4. New quantization interface#

This new base class also includes an interface for quantization, which was previously part of the run_llama_quantized.py example in the old NxD examples folder. The following example saves a quantized checkpoint for a Llama model. In this example, the config includes a neuron_config with quantization enabled.

NeuronLlamaForCausalLM.save_quantized_state_dict(model_path, config)

5. Inference demo script (replaces runners)#

In place of runner.py and various run_x.py examples, NxD-I provides an inference_demo console script. When you run the script, you provide a model path and configuration parameters to use for inference. This script includes benchmarking and accuracy checking features that you can use verify that your models and modules work correctly.

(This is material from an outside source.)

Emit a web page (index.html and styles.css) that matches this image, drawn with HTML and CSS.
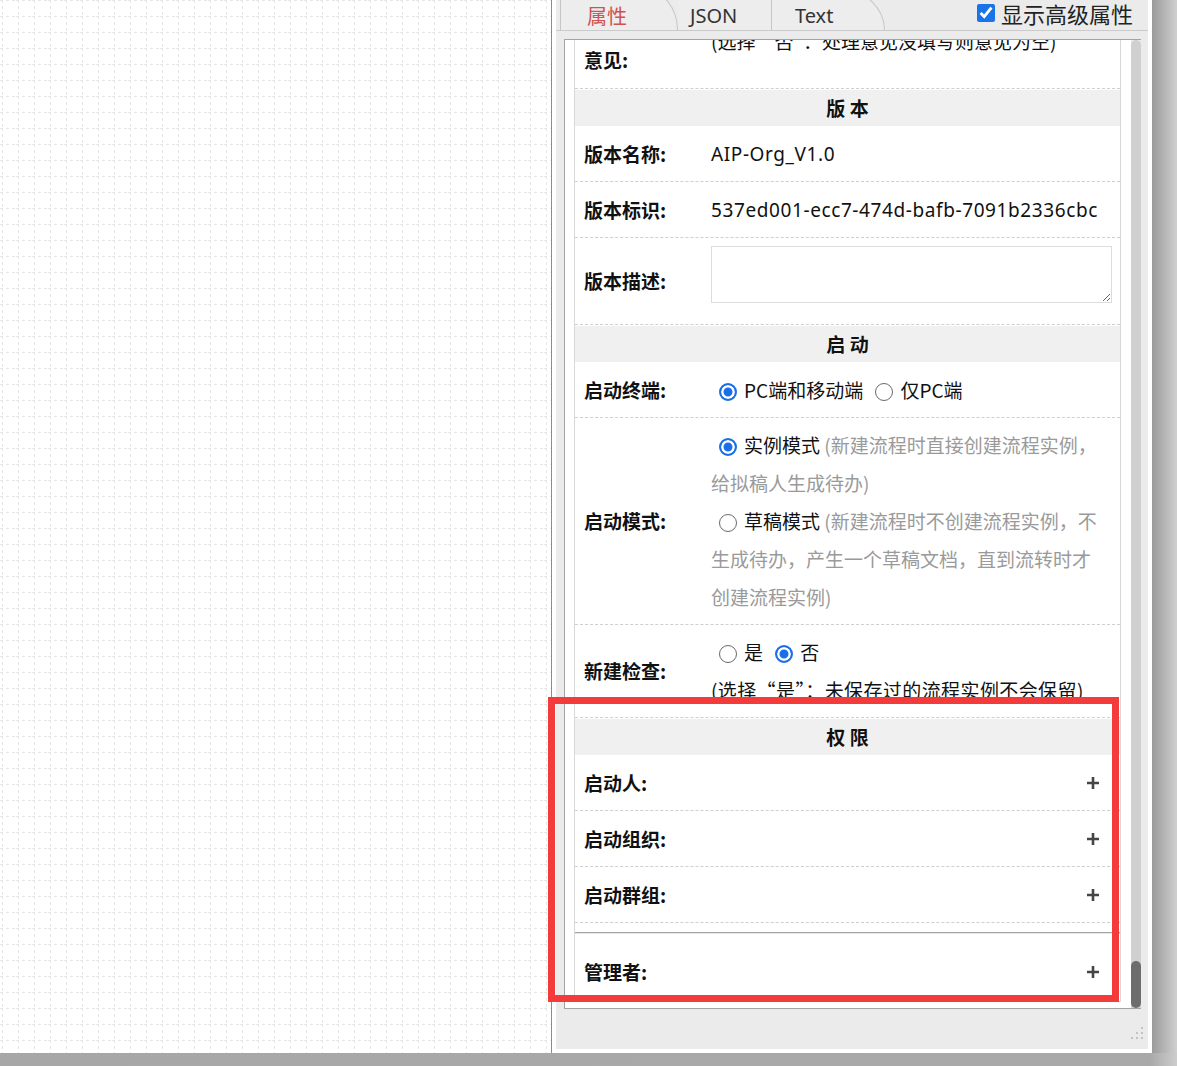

The following example demonstrates how to run Llama-3-8b with token matching and benchmarking enabled.

inference_demo \
  --model-type llama \
  --task-type causal-lm \
  run \
    --model-path /home/ubuntu/model_hf/Llama-3.1-8b/ \
    --compiled-model-path /home/ubuntu/traced_model/Llama-3.1-8b/ \
    --torch-dtype bfloat16 \
    --tp-degree 32 \
    --batch-size 2 \
    --max-context-length 32 \
    --seq-len 64 \
    --on-device-sampling \
    --enable-bucketing \
    --top-k 1 \
    --do-sample \
    --pad-token-id 2 \
    --prompt "I believe the meaning of life is" \
    --prompt "The color of the sky is" \
    --check-accuracy-mode token-matching \
    --benchmark

For additional examples, see the neuronx-distributed-inference GitHub repository: aws-neuron/neuronx-distributed-inference.